*Information supplied:*
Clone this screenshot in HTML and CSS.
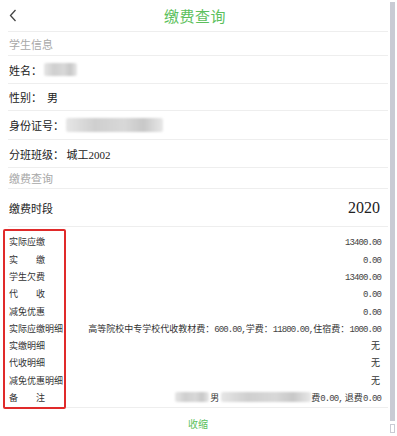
FILE: index.html
```html
<!DOCTYPE html>
<html lang="zh-CN">
<head>
<meta charset="utf-8">
<title>缴费查询</title>
<link rel="stylesheet" href="styles.css">
</head>
<body>
<div class="page">
  <main class="main">
    <header class="header">
      <span class="back">
        <svg width="8" height="14" viewBox="0 0 8 14"><polyline points="6.5,1 1.5,6.5 6.5,12" fill="none" stroke="#444" stroke-width="1.3"/></svg>
      </span>
      <h1 class="title">缴费查询</h1>
      <span></span>
    </header>

    <div class="section-label sl-1">学生信息</div>
    <div class="row r-name">姓名：<span class="blur blur-name"></span></div>
    <div class="row r-sex">性别：&nbsp; 男</div>
    <div class="row r-id">身份证号：<span class="blur blur-id"></span></div>
    <div class="row r-class">分班班级：&nbsp; <span class="serif-val">城工2002</span></div>
    <div class="section-label sl-2">缴费查询</div>
    <div class="row r-period"><span>缴费时段</span><span class="year">2020</span></div>

    <div class="details">
      <div class="labels">
        <div class="lb">实际应缴</div>
        <div class="lb sp">实<span>缴</span></div>
        <div class="lb">学生欠费</div>
        <div class="lb sp">代<span>收</span></div>
        <div class="lb">减免优惠</div>
        <div class="lb">实际应缴明细</div>
        <div class="lb">实缴明细</div>
        <div class="lb">代收明细</div>
        <div class="lb">减免优惠明细</div>
        <div class="lb sp">备<span>注</span></div>
      </div>
      <div class="values">
        <div class="vl"><span class="num">13400.00</span></div>
        <div class="vl"><span class="num">0.00</span></div>
        <div class="vl"><span class="num">13400.00</span></div>
        <div class="vl"><span class="num">0.00</span></div>
        <div class="vl"><span class="num">0.00</span></div>
        <div class="vl">高等院校中专学校代收教材费：<span class="num">600.00,</span>学费：<span class="num">11800.00,</span>住宿费：<span class="num">1000.00</span></div>
        <div class="vl">无</div>
        <div class="vl">无</div>
        <div class="vl">无</div>
        <div class="vl"><span class="blur blur-a"></span>男<span class="blur blur-b"></span>费<span class="num">0.00,</span> 退费<span class="num">0.00</span></div>
      </div>
    </div>

    <div class="collapse">收缩</div>
  </main>
  <aside class="scrollbar">
    <div class="thumb"></div>
    <div class="arrow"></div>
  </aside>
</div>
</body>
</html>
```

FILE: styles.css
```css
* { box-sizing: border-box; margin: 0; padding: 0; }
html, body { background: #fff; }
body {
  width: 397px;
  height: 436px;
  overflow: hidden;
  font-family: "Noto Sans CJK SC", "Noto Sans", sans-serif;
  color: #222;
}
.page {
  display: flex;
  height: 436px;
}
.main {
  width: 390px;
  padding: 0 2px 0 8px;
}
.header {
  height: 32px;
  display: grid;
  grid-template-columns: 24px 1fr 30px;
  align-items: center;
  border-bottom: 1px solid #eeeeee;
}
.back {
  display: flex;
  align-items: center;
  padding-left: 1px;
  padding-top: 1px;
}
.title {
  text-align: center;
  font-size: 15px;
  font-weight: normal;
  color: #5cbf5c;
  letter-spacing: 0.5px;
}
.section-label {
  display: flex;
  align-items: center;
  padding-left: 1px;
  font-size: 11px;
  color: #a8a8a8;
  border-bottom: 1px solid #eeeeee;
}
.sl-1 { height: 24px; }
.sl-2 { height: 21px; }
.row {
  display: flex;
  align-items: center;
  padding: 0 8px 0 1px;
  font-size: 11px;
  color: #222;
  border-bottom: 1px solid #eeeeee;
}
.r-name { height: 28px; }
.r-sex { height: 27px; }
.r-id { height: 29px; }
.r-class { height: 28px; }
.r-period { height: 38px; justify-content: space-between; padding-top: 1px; }
.serif-val { font-family: "Liberation Serif", "Noto Sans CJK SC", serif; font-size: 11px; }
.year {
  font-family: "Liberation Serif", serif;
  font-size: 16px;
  color: #222;
}
.blur {
  display: inline-block;
  background: linear-gradient(90deg, #e6e6e6, #cfcfcf 30%, #d8d8d8 60%, #c8c8c8 80%, #e8e8e8);
  border-radius: 2px;
  filter: blur(0.8px);
}
.blur-name { width: 33px; height: 13px; margin-left: 2px; }
.blur-id { width: 97px; height: 14px; margin-left: 2px; }
.details {
  display: flex;
  margin-left: -5px;
  margin-top: 2px;
}
.labels {
  border: 2px solid #e02a2a;
  border-radius: 2px;
  padding: 2.4px 1px 1px 4px;
  flex: none;
}
.lb, .vl {
  height: 17.3px;
  line-height: 17.3px;
  font-size: 9px;
  white-space: nowrap;
}
.lb { color: #333; width: 54px; }
.lb.sp { display: flex; justify-content: space-between; width: 36px; }
.values {
  flex: 1;
  padding: 4.4px 8px 0 0;
  text-align: right;
  color: #333;
  border-bottom: 1px solid #eeeeee;
  margin-bottom: 1px;
}
.num {
  font-family: "Liberation Mono", monospace;
  font-size: 9px;
  letter-spacing: -0.9px;
  color: #444;
}
.vl .num:last-child { margin-right: -0.9px; }
.blur-a { width: 34px; height: 10px; vertical-align: -1px; margin-right: 1px; }
.blur-b { width: 90px; height: 10px; vertical-align: -1px; margin-left: 2px; }
.collapse {
  text-align: center;
  font-size: 10px;
  color: #5cbf5c;
  padding-top: 7px;
}
.scrollbar {
  width: 7px;
  display: flex;
  flex-direction: column;
  align-items: flex-start;
  padding-top: 2px;
}
.thumb {
  width: 5px;
  height: 419px;
  background: #c9cbd4;
}
.arrow {
  width: 5px;
  height: 9px;
  margin-top: 3px;
  border: 1px solid #c9cbd4;
  background: #fff;
}
```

*Work instructions:*
All of the material above should be reproduced exactly, except the pictures.

*Written answer:*
Clone this screenshot in HTML and CSS.
FILE: index.html
```html
<!DOCTYPE html>
<html lang="zh-CN">
<head>
<meta charset="utf-8">
<title>缴费查询</title>
<link rel="stylesheet" href="styles.css">
</head>
<body>
<div class="page">
  <main class="main">
    <header class="header">
      <span class="back">
        <svg width="8" height="14" viewBox="0 0 8 14"><polyline points="6.5,1 1.5,6.5 6.5,12" fill="none" stroke="#444" stroke-width="1.3"/></svg>
      </span>
      <h1 class="title">缴费查询</h1>
      <span></span>
    </header>

    <div class="section-label sl-1">学生信息</div>
    <div class="row r-name">姓名：<span class="blur blur-name"></span></div>
    <div class="row r-sex">性别：&nbsp; 男</div>
    <div class="row r-id">身份证号：<span class="blur blur-id"></span></div>
    <div class="row r-class">分班班级：&nbsp; <span class="serif-val">城工2002</span></div>
    <div class="section-label sl-2">缴费查询</div>
    <div class="row r-period"><span>缴费时段</span><span class="year">2020</span></div>

    <div class="details">
      <div class="labels">
        <div class="lb">实际应缴</div>
        <div class="lb sp">实<span>缴</span></div>
        <div class="lb">学生欠费</div>
        <div class="lb sp">代<span>收</span></div>
        <div class="lb">减免优惠</div>
        <div class="lb">实际应缴明细</div>
        <div class="lb">实缴明细</div>
        <div class="lb">代收明细</div>
        <div class="lb">减免优惠明细</div>
        <div class="lb sp">备<span>注</span></div>
      </div>
      <div class="values">
        <div class="vl"><span class="num">13400.00</span></div>
        <div class="vl"><span class="num">0.00</span></div>
        <div class="vl"><span class="num">13400.00</span></div>
        <div class="vl"><span class="num">0.00</span></div>
        <div class="vl"><span class="num">0.00</span></div>
        <div class="vl">高等院校中专学校代收教材费：<span class="num">600.00,</span>学费：<span class="num">11800.00,</span>住宿费：<span class="num">1000.00</span></div>
        <div class="vl">无</div>
        <div class="vl">无</div>
        <div class="vl">无</div>
        <div class="vl"><span class="blur blur-a"></span>男<span class="blur blur-b"></span>费<span class="num">0.00,</span> 退费<span class="num">0.00</span></div>
      </div>
    </div>

    <div class="collapse">收缩</div>
  </main>
  <aside class="scrollbar">
    <div class="thumb"></div>
    <div class="arrow"></div>
  </aside>
</div>
</body>
</html>
```

FILE: styles.css
```css
* { box-sizing: border-box; margin: 0; padding: 0; }
html, body { background: #fff; }
body {
  width: 397px;
  height: 436px;
  overflow: hidden;
  font-family: "Noto Sans CJK SC", "Noto Sans", sans-serif;
  color: #222;
}
.page {
  display: flex;
  height: 436px;
}
.main {
  width: 390px;
  padding: 0 2px 0 8px;
}
.header {
  height: 32px;
  display: grid;
  grid-template-columns: 24px 1fr 30px;
  align-items: center;
  border-bottom: 1px solid #eeeeee;
}
.back {
  display: flex;
  align-items: center;
  padding-left: 1px;
  padding-top: 1px;
}
.title {
  text-align: center;
  font-size: 15px;
  font-weight: normal;
  color: #5cbf5c;
  letter-spacing: 0.5px;
}
.section-label {
  display: flex;
  align-items: center;
  padding-left: 1px;
  font-size: 11px;
  color: #a8a8a8;
  border-bottom: 1px solid #eeeeee;
}
.sl-1 { height: 24px; }
.sl-2 { height: 21px; }
.row {
  display: flex;
  align-items: center;
  padding: 0 8px 0 1px;
  font-size: 11px;
  color: #222;
  border-bottom: 1px solid #eeeeee;
}
.r-name { height: 28px; }
.r-sex { height: 27px; }
.r-id { height: 29px; }
.r-class { height: 28px; }
.r-period { height: 38px; justify-content: space-between; padding-top: 1px; }
.serif-val { font-family: "Liberation Serif", "Noto Sans CJK SC", serif; font-size: 11px; }
.year {
  font-family: "Liberation Serif", serif;
  font-size: 16px;
  color: #222;
}
.blur {
  display: inline-block;
  background: linear-gradient(90deg, #e6e6e6, #cfcfcf 30%, #d8d8d8 60%, #c8c8c8 80%, #e8e8e8);
  border-radius: 2px;
  filter: blur(0.8px);
}
.blur-name { width: 33px; height: 13px; margin-left: 2px; }
.blur-id { width: 97px; height: 14px; margin-left: 2px; }
.details {
  display: flex;
  margin-left: -5px;
  margin-top: 2px;
}
.labels {
  border: 2px solid #e02a2a;
  border-radius: 2px;
  padding: 2.4px 1px 1px 4px;
  flex: none;
}
.lb, .vl {
  height: 17.3px;
  line-height: 17.3px;
  font-size: 9px;
  white-space: nowrap;
}
.lb { color: #333; width: 54px; }
.lb.sp { display: flex; justify-content: space-between; width: 36px; }
.values {
  flex: 1;
  padding: 4.4px 8px 0 0;
  text-align: right;
  color: #333;
  border-bottom: 1px solid #eeeeee;
  margin-bottom: 1px;
}
.num {
  font-family: "Liberation Mono", monospace;
  font-size: 9px;
  letter-spacing: -0.9px;
  color: #444;
}
.vl .num:last-child { margin-right: -0.9px; }
.blur-a { width: 34px; height: 10px; vertical-align: -1px; margin-right: 1px; }
.blur-b { width: 90px; height: 10px; vertical-align: -1px; margin-left: 2px; }
.collapse {
  text-align: center;
  font-size: 10px;
  color: #5cbf5c;
  padding-top: 7px;
}
.scrollbar {
  width: 7px;
  display: flex;
  flex-direction: column;
  align-items: flex-start;
  padding-top: 2px;
}
.thumb {
  width: 5px;
  height: 419px;
  background: #c9cbd4;
}
.arrow {
  width: 5px;
  height: 9px;
  margin-top: 3px;
  border: 1px solid #c9cbd4;
  background: #fff;
}
```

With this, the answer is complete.